Wednesday, July 12, 2017

They're Heeeeeeere!

     About a month and a half ago we ordered 15 rare heritage cross breed poults from a farm in Illinois that has exciting mixes like chocolate palm and sweetgrass turkeys. What did we get? I have no idea. We ordered the cross breed mix that were supposed to have a paper with them to give us an idea of what they might be but there was no paper. Oh well, small potatoes! Because the most important thing is that even though they threw and extra poult in in case of death by shipping all of them arrived at our local post office this morning peppy and peeping!
   That was the easy part. At the beginning of July we cleaned out and chicken wired off a juvenile pen for them so the big turkeys don't squish them or spread diseases too easily. Well.... that didn't work.

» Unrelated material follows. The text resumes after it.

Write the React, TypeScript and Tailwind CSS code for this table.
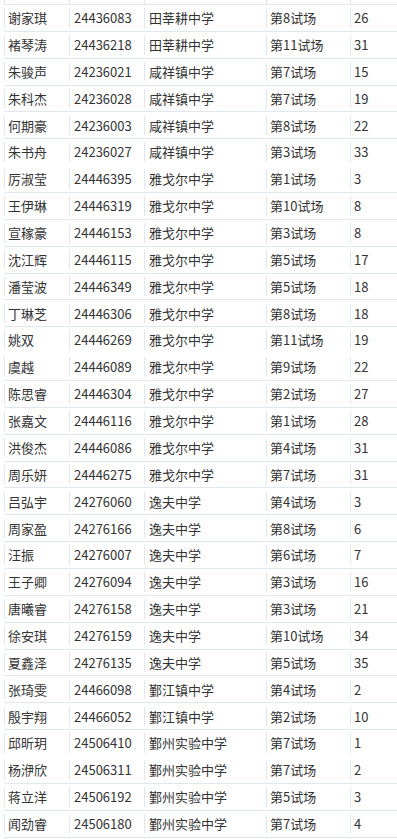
const rows: [string, string, string, string, string][] = [
  ["谢家琪", "24436083", "田莘耕中学", "第8试场", "26"],
  ["褚琴涛", "24436218", "田莘耕中学", "第11试场", "31"],
  ["朱骏声", "24236021", "咸祥镇中学", "第7试场", "15"],
  ["朱科杰", "24236028", "咸祥镇中学", "第7试场", "19"],
  ["何期豪", "24236003", "咸祥镇中学", "第8试场", "22"],
  ["朱书舟", "24236027", "咸祥镇中学", "第3试场", "33"],
  ["厉淑莹", "24446395", "雅戈尔中学", "第1试场", "3"],
  ["王伊琳", "24446319", "雅戈尔中学", "第10试场", "8"],
  ["宣稼豪", "24446153", "雅戈尔中学", "第3试场", "8"],
  ["沈江辉", "24446115", "雅戈尔中学", "第5试场", "17"],
  ["潘莹波", "24446349", "雅戈尔中学", "第5试场", "18"],
  ["丁琳芝", "24446306", "雅戈尔中学", "第8试场", "18"],
  ["姚双", "24446269", "雅戈尔中学", "第11试场", "19"],
  ["虞越", "24446089", "雅戈尔中学", "第9试场", "22"],
  ["陈思睿", "24446304", "雅戈尔中学", "第2试场", "27"],
  ["张嘉文", "24446116", "雅戈尔中学", "第1试场", "28"],
  ["洪俊杰", "24446086", "雅戈尔中学", "第4试场", "31"],
  ["周乐妍", "24446275", "雅戈尔中学", "第7试场", "31"],
  ["吕弘宇", "24276060", "逸夫中学", "第4试场", "3"],
  ["周家盈", "24276166", "逸夫中学", "第8试场", "6"],
  ["汪振", "24276007", "逸夫中学", "第6试场", "7"],
  ["王子卿", "24276094", "逸夫中学", "第3试场", "16"],
  ["唐曦睿", "24276158", "逸夫中学", "第3试场", "21"],
  ["徐安琪", "24276159", "逸夫中学", "第10试场", "34"],
  ["夏鑫泽", "24276135", "逸夫中学", "第5试场", "35"],
  ["张琦雯", "24466098", "鄞江镇中学", "第4试场", "2"],
  ["殷宇翔", "24466052", "鄞江镇中学", "第2试场", "10"],
  ["邱昕玥", "24506410", "鄞州实验中学", "第7试场", "1"],
  ["杨洢欣", "24506311", "鄞州实验中学", "第7试场", "2"],
  ["蒋立洋", "24506192", "鄞州实验中学", "第5试场", "3"],
  ["闻劲睿", "24506180", "鄞州实验中学", "第7试场", "4"],
];

// rows where the screenshot lost the line above
const noTopLine = [6, 13, 28];

function Cells({ cells }: { cells: string[] }) {
  return (
    <>
      <div className="w-[65px] shrink-0 border-l border-[#dfe7f1] pl-[3px]">{cells[0]}</div>
      <div className="w-[75px] shrink-0 border-l border-[#dfe7f1] pl-[4px]">{cells[1]}</div>
      <div className="w-[122px] shrink-0 border-l border-[#dfe7f1] pl-[4px]">{cells[2]}</div>
      <div className="w-[84px] shrink-0 border-l border-[#dfe7f1] pl-[3px]">{cells[3]}</div>
      <div className="flex-1 border-l border-[#dfe7f1] pl-[3px]">{cells[4]}</div>
    </>
  );
}

export default function App() {
  const blank = ["", "", "", "", ""];
  return (
    <div className="h-[839px] w-[397px] overflow-hidden bg-white pl-[4px] font-['Noto_Sans_CJK_SC',sans-serif] text-[13px] text-[#333]">
      <div className="flex h-[4px] items-stretch">
        <Cells cells={blank} />
      </div>
      {rows.map((r, i) => (
        <div
          key={r[1]}
          className={`flex h-[26.87px] items-center border-t ${noTopLine.includes(i) ? "border-transparent" : "border-[#dfe7f1]"}`}
        >
          <div className="flex h-full w-full items-center">
            <Cells cells={r} />
          </div>
        </div>
      ))}
      <div className="flex h-[10px] items-stretch border-t border-[#dfe7f1]">
        <Cells cells={blank} />
      </div>
    </div>
  );
}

They squeezed through chicken wire, fell out of unknown holes in the hutch, and were just generally running around in peeping chaos.
  Ok, thought I, maybe Blucy would be cool with them. After all we had given her those three commercial poults to mother when she was still trying in vain to hatch out the rest of her now defunct eggs. So I brought a cute speckled fellow over to her nest.

BIG MISTAKE.

    Letting out a hiss that could rival the orneriest Canadian goose Blucinda savagely pecked at the hapless little thing. As is hightailed it out of the nest out came Blucinda with wings unfurled and beak agape like some sort of guardian to the gates of hell itself. Even Arpee ran out of the pen in the face of her fury. Scooping up the poult, I ran like the coward I am back into the juvenile pen and enlisted the only help I had (a toddler and a bouncy six year old) to keep the poults out of the adult pen while I figured out what to do.

   We had wrapped an old metal picnic table frame with a double layer of chicken wire months ago thinking to use it for incubated chicks' outside playtime. Our incubator really soiled the sheets this year so it stood abandoned by the garden. Perfect! I rolled it into the baby pen and my kids practiced counting as they scooped the floofs into their crib. I added the bottom half of a broken pet crate turned upside down for a rain and sun shelter with a paving stone on top to keep the wind from taking it, a little waterer, and a dog dish of poult starter feed. Patting myself on the back for my quick thinking, I borrowed the other old plastic picnic table from the pheasants and used that as a lid. But I hit another snag.
  The poults huddled in a corner looking dejected and miserable. Even though I'd dipped beaks in water like I was told no one seemed to have the slightest interest in food or water.
   Hmmmm.....
  Aha!! We've been having issues with one of the quails, Honey. She has taken to eating six eggs a day. Well I had the perfect job for her royal chubness! Sixteen new babies to look after. I put her in with the poults and they immediately decided she was just the ticket and mobbed her for snuggles. This did not thrill her, but never one to pass up a free meal she set to on the dish of poult starter. Six of poults followed suit. Then, apparently thirsty from the excitement she quail scuttled over to the waterer and helped herself followed by seven of the little peepers. After that she decided she had enough fun and started cricket chirping the quail distress call. I scooped her out and put her back in the quail pen and then returned to the happy sight of poults pecking the food, scratching at the grass, and sipping the water.
  So that's our excitement for the day! Now excuse me while I scurry out to the bird yard every ten minutes to check on the new arrivals like the crazy poultry lady I've become.


 A very displeased nanny quail.

Big sibling Thanksgiving and daddy Arpee come take a peek before being shooed into their own area.